O Superior Tribunal Militar (STM) decidiu, por unanimidade, abrir ação penal contra o coronel da reserva Rubens Pierrotti Júnior, revertendo a decisão de um juiz de primeira instância que havia rejeitado a denúncia do Ministério Público Militar (MPM), conforme informações da coluna Brasília Hoje, da Folha de S.Paulo.
O oficial é acusado de fazer críticas públicas à cúpula do Exército e à própria Justiça Militar, o que teria configurado crimes de “crítica indevida” e “ofensa às Forças Armadas”.
Pierrotti virou alvo da investigação após conceder entrevistas sobre o livro “Diários da Caserna: Dossiê Smart — A História que o Exército Quer Riscar”, no qual denuncia supostos casos de corrupção envolvendo oficiais do Exército, entre eles Hamilton Mourão, ex-vice-presidente e atual senador (Republicanos-RS).
Nas declarações, o coronel criticou o comportamento da instituição durante a tentativa de golpe de Estado liderada por Jair Bolsonaro (PL), afirmando que o movimento fracassou por “inépcia dos próprios militares”.
“Enxergo a atitude do comandante do Exército, do Alto Comando do Exército como uma atitude oportunista, muito mais do que o que está se vendendo como legalista”, disse Pierrotti, em um dos trechos destacados na denúncia.
O militar da reserva também afirmou que o Exército se tornou uma “unidade politizada” e criticou o STM por gastar muito e produzir pouco.

Ministério Público Militar recorreu da decisão inicial
O Ministério Público Militar sustentou que Pierrotti deveria responder pelos crimes de crítica pública a superior hierárquico e propagação de fatos inverídicos, alegando que suas falas “ofenderam a dignidade e abalaram o crédito das Forças Armadas”.
Na primeira instância, o juiz responsável rejeitou a denúncia, entendendo que o coronel estava na reserva e, portanto, não estava sujeito às restrições disciplinares da ativa.

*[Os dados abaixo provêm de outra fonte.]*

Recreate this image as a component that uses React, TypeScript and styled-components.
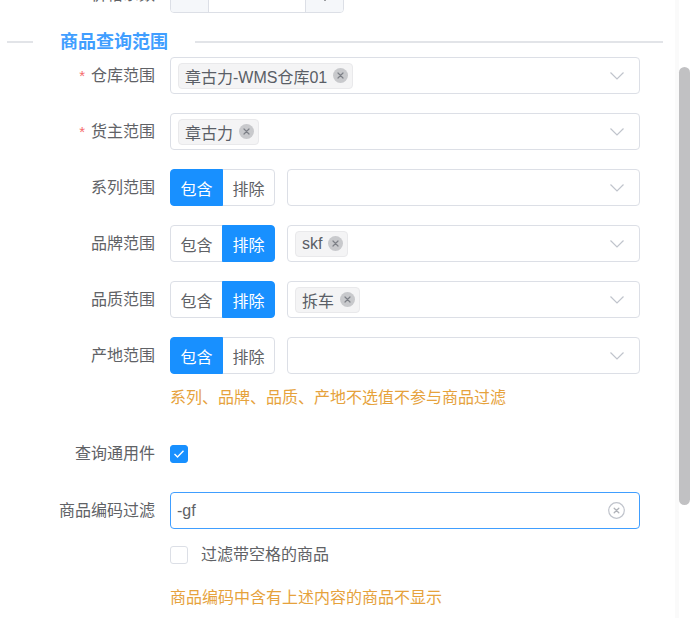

A decisão baseou-se em jurisprudência do Supremo Tribunal Federal (STF), que reconhece o “exercício regular do direito à crítica”, garantido pela liberdade de expressão.

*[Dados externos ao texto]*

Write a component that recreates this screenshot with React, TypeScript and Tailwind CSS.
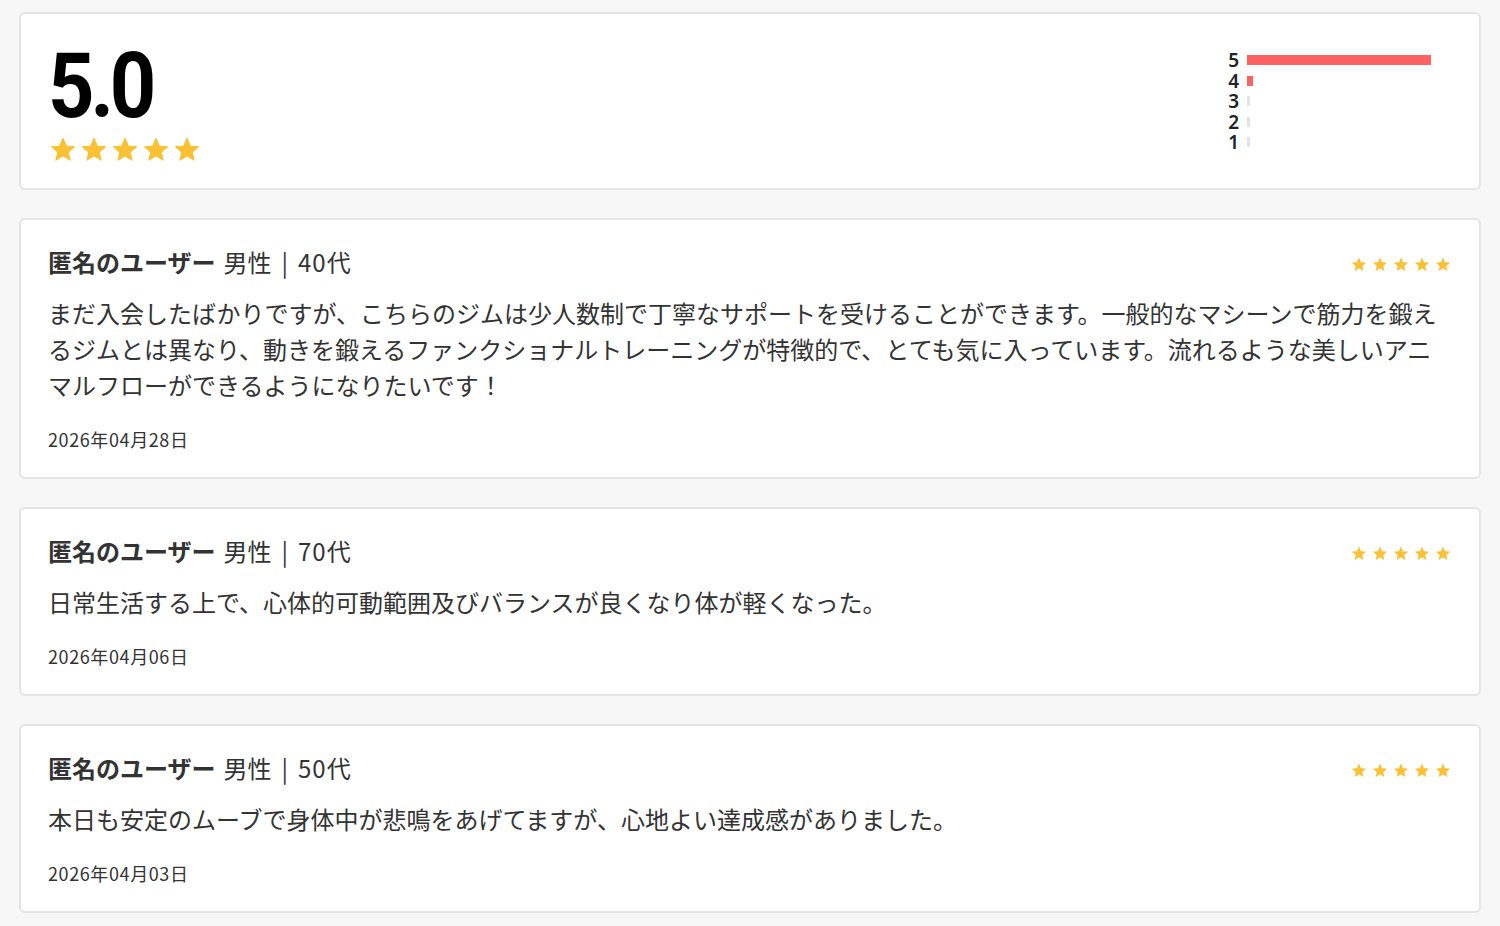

“Não alcançando as ações o status material de delito, inviável torna-se a possibilidade jurídica da demanda para o exercício da Ação Penal Militar”, afirmou o magistrado na decisão.
O MPM, contudo, recorreu ao STM, que reverteu o entendimento por 14 votos a zero. A única a não votar foi a ministra Maria Elizabeth Rocha, presidente da Corte.
O advogado de Pierrotti, André Perecmanis, informou que irá recorrer. “Considerando que o entendimento do Superior Tribunal Militar contrariou a jurisprudência consolidada do Supremo Tribunal Federal sobre o tema — como reconhecido até mesmo no parecer que o Subprocurador-Geral de Justiça Militar apresentou —, impetraremos em breve um habeas corpus com o objetivo de restabelecer a decisão que havia rejeitado liminarmente a acusação formulada contra o coronel Rubens Pierrotti”, afirmou.
Livro detalha denúncias de corrupção
A obra de Pierrotti foi escrita no formato “roman à clef” — gênero literário em que nomes são trocados para narrar histórias reais sob a aparência de ficção. Com mais de 500 páginas, o livro relata supostas irregularidades na compra de um simulador de apoio de fogo da empresa espanhola Tecnobit, que custou €13,98 milhões (R$ 32 milhões à época e cerca de R$ 83 milhões em valores atuais).
O coronel acusa oficiais de terem compactuado com práticas de corrupção na aquisição do equipamento. O Exército e Hamilton Mourão negam qualquer irregularidade e afirmam que o contrato gerou economia para a instituição.
O Ministério Público Militar arquivou as denúncias, e o Tribunal de Contas da União (TCU), mesmo após três anos de investigação, também encerrou o caso em 2021, apesar de a área técnica ter apontado irregularidades no processo.